The ancestral homeland.
Renewal.
 
Yes, it’s sad, of the hundreds of millions of ticks starting home; tens of millions won’t make it. There’ll be stained smudges on the freeway where they try to cross, but many run over by recklessly speeding cars.

Thousands clogging the river with their tiny carcasses where the water rose unexpectedly during a crossing, catching many unaware, the long march, the trail of tears, the trek home; so many dead, so many lost, the seed ticks, the mama ticks, the large swollen soft ticks shriveled and wrinkled with hardship….so many friends left back there along the trail, so many loved ones, lost, so many seed ticks lying there in the massive killing fields along the route. 
 
But they’ll do as they can, do as they are able, do as they must, heading south on that lonely migration that long dusty trek, always knowing they won’t be welcomed by their distant kinsmen.

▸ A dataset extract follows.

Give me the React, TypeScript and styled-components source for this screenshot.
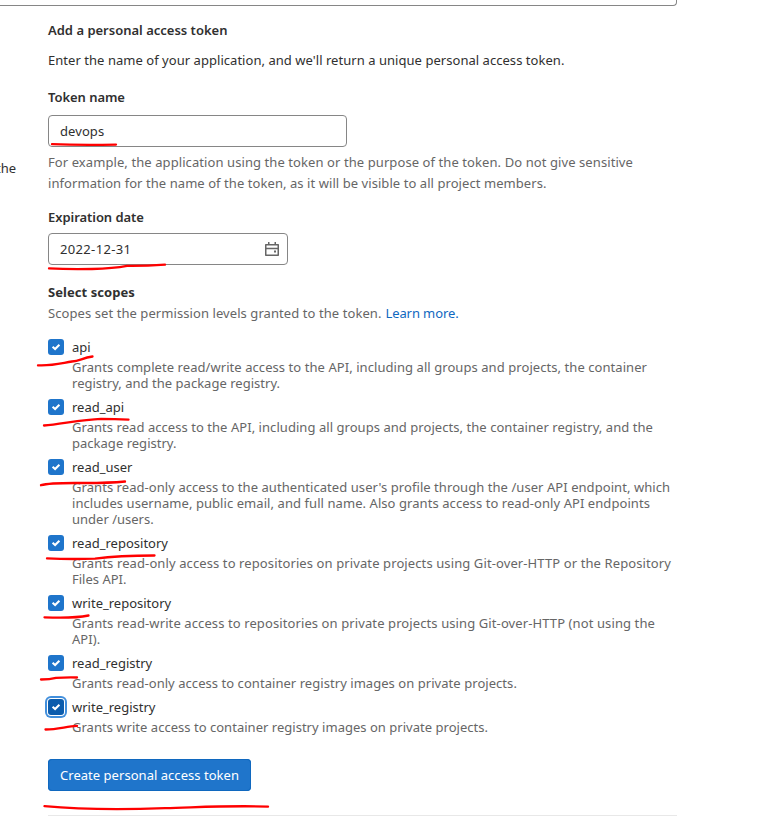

The plethora of ticks in Texas, those hungry, selfish younger generation ticks will push and shove on the hosts, fighting for the best positions in and behind the ears, high on the necks where teeth can’t reach, tiny skirmishes and struggles for position everywhere; on cows, on dogs, on rodents, in the thick hair of women and unreconstructed hippy men in cowboy hats..
 
As always, those selfish Texas ticks will not agree to share their bounty. They’ll fight despite the sad happiness of the return of their distant relations.